Walz foi forçado a abordar o escrutínio sobre como ele apresentou seu serviço militar, enquanto Harris sofre pressão para permitir um questionamento mais extenso de seu histórico e sua agenda. Dois eventos foram interrompidos por ativistas que protestaram contra a forma como Biden lidou com o conflito Israel-Gaza. Em Detroit, Harris afirmou o direito de protestarem, mas quando os gritos não pararam, respondeu secamente: “Se vocês querem que Donald Trump vença, digam isso. Caso contrário, eu falo”.
Enquanto isso, o companheiro de chapa de Trump, o senador de Ohio J.D. Vance, foi despachado para acompanhar a turnê Harris-Walz com uma série de eventos concorrentes perto das escalas deles. Os candidatos quase se cruzaram quando o avião do senador pousou na mesma pista em Wisconsin que o Air Force 2. Vance, ladeado por funcionários e assessores, aproximou-se do avião de Harris momentos depois que ela saiu com sua comitiva.
Em breves conversas com a imprensa, Harris disse a repórteres que divulgaria uma plataforma política em breve e agendaria uma entrevista até o fim do mês. Em um evento em Detroit, Vance descartou a ideia de que a empolgação em torno da campanha de Harris teria efeitos eleitorais. “Acho que a maioria em nosso país pode ser despreocupada às vezes, pode gostar de coisas às vezes”, afirmou, “e pode ligar a tevê e reconhecer que o que está acontecendo neste país é uma vergonha”.
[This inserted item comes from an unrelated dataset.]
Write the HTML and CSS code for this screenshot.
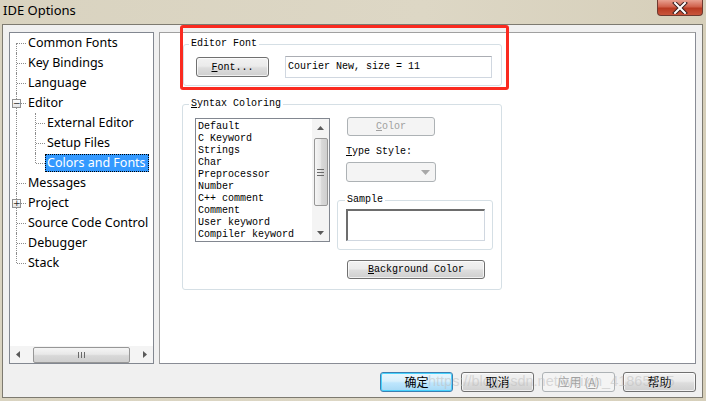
FILE: index.html
```html
<!DOCTYPE html>
<html>
<head>
<meta charset="utf-8">
<link rel="stylesheet" href="styles.css">
</head>
<body>
<div class="titlebar">
  <span class="title">IDE Options</span>
  <div class="close"><svg width="16" height="12" viewBox="0 0 16 12"><path d="M3 1 L13 11 M13 1 L3 11" stroke="#3a2020" stroke-width="4" stroke-linecap="square"/><path d="M3 1 L13 11 M13 1 L3 11" stroke="#fff" stroke-width="2" stroke-linecap="square"/></svg></div>
</div>
<div class="frame">
  <div class="main">
    <div class="tree">
      <div class="items">
        <div class="row first"><span class="g0"></span><span class="lbl">Common Fonts</span></div>
        <div class="row"><span class="g0"></span><span class="lbl">Key Bindings</span></div>
        <div class="row"><span class="g0"></span><span class="lbl">Language</span></div>
        <div class="row open"><span class="g0"><span class="box">&minus;</span></span><span class="lbl">Editor</span></div>
        <div class="row"><span class="g0 pass"></span><span class="g1"></span><span class="lbl">External Editor</span></div>
        <div class="row"><span class="g0 pass"></span><span class="g1"></span><span class="lbl">Setup Files</span></div>
        <div class="row"><span class="g0 pass"></span><span class="g1 last"></span><span class="lbl sel">Colors and Fonts</span></div>
        <div class="row"><span class="g0"></span><span class="lbl">Messages</span></div>
        <div class="row"><span class="g0"><span class="box">+</span></span><span class="lbl">Project</span></div>
        <div class="row"><span class="g0"></span><span class="lbl">Source Code Control</span></div>
        <div class="row"><span class="g0"></span><span class="lbl">Debugger</span></div>
        <div class="row last"><span class="g0"></span><span class="lbl">Stack</span></div>
      </div>
      <div class="hscroll">
        <span class="arr"><svg width="4" height="7" viewBox="0 0 4 7"><path d="M4 0 L0 3.5 L4 7Z" fill="#5a5a5a"/></svg></span>
        <span class="hthumb"><span class="grip"></span></span>
        <span class="arr"><svg width="4" height="7" viewBox="0 0 4 7"><path d="M0 0 L4 3.5 L0 7Z" fill="#5a5a5a"/></svg></span>
      </div>
    </div>
    <div class="panel">
      <fieldset class="grp editor">
        <legend>Editor Font</legend>
        <div class="efrow">
          <button class="btn fontbtn"><u>F</u>ont...</button>
          <div class="field">Courier New, size = 11</div>
        </div>
      </fieldset>
      <fieldset class="grp syntax">
        <legend><u>S</u>yntax Coloring</legend>
        <div class="synrow">
          <div class="listbox">
            <div class="litems">
              <div>Default</div><div>C Keyword</div><div>Strings</div><div>Char</div><div>Preprocessor</div><div>Number</div><div>C++ comment</div><div>Comment</div><div>User keyword</div><div>Compiler keyword</div>
            </div>
            <div class="vscroll">
              <span class="varr"><svg width="7" height="4" viewBox="0 0 7 4"><path d="M0 4 L3.5 0 L7 4Z" fill="#5a5a5a"/></svg></span>
              <span class="vthumb"><span class="vgrip"></span></span>
              <span class="vspace"></span>
              <span class="varr"><svg width="7" height="4" viewBox="0 0 7 4"><path d="M0 0 L3.5 4 L7 0Z" fill="#5a5a5a"/></svg></span>
            </div>
          </div>
          <div class="rcol">
            <button class="btn dis colorbtn"><u>C</u>olor</button>
            <div class="tslabel"><u>T</u>ype Style:</div>
            <div class="combo"><svg width="9" height="5" viewBox="0 0 9 5"><path d="M0 0 L9 0 L4.5 5Z" fill="#a8a8a8"/></svg></div>
            <fieldset class="grp sample">
              <legend>Sample</legend>
              <div class="samplebox"></div>
            </fieldset>
            <button class="btn bgbtn"><u>B</u>ackground Color</button>
          </div>
        </div>
      </fieldset>
    </div>
  </div>
  <div class="buttons">
    <button class="dbtn def">确定</button>
    <button class="dbtn">取消</button>
    <button class="dbtn dis">应用 (<u>A</u>)</button>
    <button class="dbtn">帮助</button>
  </div>
</div>
<div class="highlight"></div>
<div class="watermark">https://blog.csdn.net/weixin_41865025</div>
</body>
</html>
```

FILE: styles.css
```css
html, body {
  margin: 0;
  padding: 0;
}
body {
  width: 706px;
  height: 401px;
  background: linear-gradient(90deg, #d9d3c0, #ddd7c5 60%, #d6cfba);
  font-family: "Noto Sans", "Noto Sans CJK SC", sans-serif;
  position: relative;
  overflow: hidden;
}
.titlebar {
  height: 24px;
  display: flex;
  align-items: flex-start;
  justify-content: space-between;
}
.title {
  font-size: 13px;
  color: #000;
  margin: 1px 0 0 3px;
  line-height: 18px;
}
.close {
  width: 44px;
  height: 15px;
  margin-right: 3px;
  border: 1px solid #6e3a30;
  border-top: none;
  border-radius: 0 0 4px 4px;
  background: linear-gradient(#e8a090, #d0614c 45%, #b83a22 55%, #c9553c);
  display: flex;
  align-items: center;
  justify-content: center;
}
.frame {
  margin: 0 3px 0 2px;
  border: 1px solid #7d7a70;
  background: #f0f0f0;
  padding: 7px 6px 0 6px;
  box-sizing: content-box;
  height: 365px;
}
.main {
  display: flex;
  gap: 5px;
  height: 332px;
}
.tree {
  width: 145px;
  box-sizing: border-box;
  border: 1px solid #828790;
  background: #fff;
  display: flex;
  flex-direction: column;
}
.items {
  flex: 1;
  font-size: 12.5px;
  color: #000;
}
.row {
  height: 20px;
  display: flex;
  align-items: center;
  white-space: nowrap;
}
.g0, .g1 {
  position: relative;
  height: 20px;
  flex: none;
}
.g0 { width: 16px; }
.g1 { width: 19px; }
.g0::before, .g1::before {
  content: "";
  position: absolute;
  top: 0;
  bottom: 0;
  border-left: 1px dotted #8c8c8c;
}
.g0::before { left: 6px; }
.g1::before { left: 9px; }
.g0::after, .g1::after {
  content: "";
  position: absolute;
  top: 10px;
  width: 9px;
  border-top: 1px dotted #8c8c8c;
}
.g0::after { left: 7px; }
.g1::after { left: 10px; }
.g0.pass::after { display: none; }
.row.first .g0::before { top: 10px; }
.row.last .g0::before { bottom: 10px; }
.g1.last::before { bottom: 10px; }
.box {
  position: absolute;
  left: 2px;
  top: 6px;
  width: 7px;
  height: 7px;
  border: 1px solid #919191;
  background: linear-gradient(#fff, #e4e4e4);
  z-index: 1;
  font-size: 9px;
  line-height: 7px;
  text-align: center;
  color: #2a2a2a;
  font-family: "DejaVu Sans", sans-serif;
}
.lbl {
  padding: 0 2px;
  line-height: 18px;
}
.lbl.sel {
  background: #3399ff;
  color: #fff;
  outline: 1px dotted #000;
  outline-offset: -1px;
  padding: 0 3px 0 2px;
}
.hscroll {
  height: 17px;
  display: flex;
  align-items: center;
  background: #f4f4f4;
}
.arr {
  width: 17px;
  height: 17px;
  display: flex;
  align-items: center;
  justify-content: center;
}
.hthumb {
  width: 99px;
  height: 14px;
  margin: 0 7px 0 7px;
  border: 1px solid #979797;
  border-radius: 2px;
  background: linear-gradient(#f5f5f5, #e8e8e8 45%, #d8d8d8 55%, #cfcfcf);
  display: flex;
  align-items: center;
  justify-content: center;
}
.grip {
  width: 7px;
  height: 6px;
  background: repeating-linear-gradient(90deg, #6a6a6a 0 1px, transparent 1px 3px);
}
.panel {
  width: 537px;
  box-sizing: border-box;
  border: 1px solid #a0a0a0;
  border-right-color: #898c95;
  border-bottom-color: #898c95;
  background: #fff;
  padding: 4px 0 0 0;
}
.grp {
  border: 1px solid #d5dfe5;
  border-radius: 3px;
  margin: 0;
  padding: 0;
  font-family: "Liberation Mono", monospace;
  font-size: 10px;
  color: #000;
}
.grp legend {
  padding: 0 2px;
  line-height: 12px;
  height: 12px;
}
.editor {
  margin-left: 23px;
  margin-top: 1px;
  width: 319px;
  box-sizing: border-box;
  padding: 6px 8px 7px 12px;
}
.editor legend { margin-left: -7px; }
.efrow {
  display: flex;
  align-items: center;
  gap: 16px;
}
.btn {
  font-family: "Liberation Mono", monospace;
  font-size: 10px;
  color: #000;
  border: 1px solid #707070;
  border-radius: 3px;
  background: linear-gradient(#f2f2f2, #ebebeb 45%, #dddddd 55%, #cfcfcf);
  padding: 0;
  height: 20px;
  box-shadow: inset 0 0 0 1px rgba(255,255,255,0.7);
}
.fontbtn { width: 73px; }
.field {
  width: 207px;
  height: 22px;
  box-sizing: border-box;
  border: 1px solid #d0d7e0;
  border-top-color: #abadb3;
  padding: 0 2px;
  line-height: 20px;
  white-space: nowrap;
}
.syntax {
  margin-left: 22px;
  margin-top: 12px;
  width: 320px;
  box-sizing: border-box;
  padding: 7px 8px 10px 12px;
}
.syntax legend { margin-left: -6px; }
.synrow {
  display: flex;
  gap: 7px;
}
.listbox {
  margin-top: 1px;
  width: 135px;
  height: 124px;
  box-sizing: border-box;
  border: 1px solid #828790;
  display: flex;
}
.litems {
  flex: 1;
  padding: 2px 0 0 2px;
  line-height: 12px;
  white-space: nowrap;
  overflow: hidden;
}
.vscroll {
  width: 17px;
  display: flex;
  flex-direction: column;
  align-items: center;
  background: #f4f4f4;
}
.varr {
  height: 17px;
  width: 17px;
  display: flex;
  align-items: center;
  justify-content: center;
  flex: none;
}
.vthumb {
  margin-top: 2px;
  width: 14px;
  height: 68px;
  box-sizing: border-box;
  border: 1px solid #979797;
  border-radius: 2px;
  background: linear-gradient(90deg, #f5f5f5, #e8e8e8 45%, #d8d8d8 55%, #cfcfcf);
  display: flex;
  align-items: center;
  justify-content: center;
}
.vgrip {
  width: 7px;
  height: 7px;
  background: repeating-linear-gradient(180deg, #6a6a6a 0 1px, transparent 1px 3px);
}
.vspace { flex: 1; }
.rcol {
  width: 156px;
  display: flex;
  flex-direction: column;
  align-items: flex-start;
}
.btn.dis {
  color: #a0a0a0;
  border-color: #adb2b5;
  background: #f4f4f4;
  box-shadow: none;
}
.colorbtn {
  margin-left: 10px;
  width: 88px;
  height: 19px;
}
.tslabel {
  margin: 10px 0 0 9px;
  line-height: 12px;
}
.combo {
  margin: 4px 0 0 9px;
  width: 90px;
  height: 20px;
  box-sizing: border-box;
  border: 1px solid #adb2b5;
  border-radius: 3px;
  background: #f4f4f4;
  display: flex;
  align-items: center;
  justify-content: flex-end;
  padding-right: 5px;
}
.sample {
  margin-top: 12px;
  width: 156px;
  box-sizing: border-box;
  padding: 3px 7px 8px 8px;
}
.sample legend { margin-left: -1px; }
.samplebox {
  width: 139px;
  height: 32px;
  box-sizing: border-box;
  border: 1px solid #d0d7e0;
  border-top: 2px solid #6d6d6d;
  border-left: 2px solid #6d6d6d;
}
.bgbtn {
  margin: 10px 0 0 10px;
  width: 138px;
  height: 19px;
}
.buttons {
  display: flex;
  justify-content: flex-end;
  gap: 8px;
  margin-top: 8px;
}
.dbtn {
  width: 73px;
  height: 20px;
  padding: 0;
  font-family: "Noto Sans CJK SC", sans-serif;
  font-size: 12px;
  line-height: 18px;
  color: #000;
  border: 1px solid #707070;
  border-radius: 3px;
  background: linear-gradient(#f2f2f2, #ebebeb 45%, #dddddd 55%, #cfcfcf);
  box-shadow: inset 0 0 0 1px rgba(255,255,255,0.7);
}
.dbtn.def {
  border-color: #3c7fb1;
  background: linear-gradient(#eaf6fd, #d9f0fc 45%, #bee6fd 55%, #a7d9f5);
  box-shadow: inset 0 0 0 1px #48d2fd;
}
.dbtn.dis {
  color: #a0a0a0;
  border-color: #adb2b5;
  background: #f4f4f4;
  box-shadow: none;
}
.highlight {
  position: absolute;
  left: 180px;
  top: 25px;
  width: 329px;
  height: 65px;
  box-sizing: border-box;
  border: 3px solid #fa2a20;
  border-radius: 3px;
  pointer-events: none;
}
.watermark {
  position: absolute;
  left: 428px;
  top: 372px;
  font-family: "Liberation Sans", sans-serif;
  font-size: 14.5px;
  line-height: 18px;
  color: rgba(190, 190, 190, 0.55);
  white-space: nowrap;
  pointer-events: none;
}
```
Na reta final para a eleição, os democratas esperam que sua mensagem de ânimo sirva como antídoto para os temas mais sombrios que movem a campanha de Trump. O ex-presidente, que abriu seu primeiro mandato com uma representação sinistra do país como “carnificina americana”, ameaçou usar um segundo mandato para buscar “retaliação” a seus inimigos políticos. “Todas as coisas que me deixam louco sobre esses caras e de todas as coisas que eles fazem de errado, a única que não vou perdoar é que eles tentaram roubar a alegria deste país”, disse Walz em Detroit. “Mas, sabem de uma coisa? Nossa próxima presidente traz alegria. Ela emana alegria”.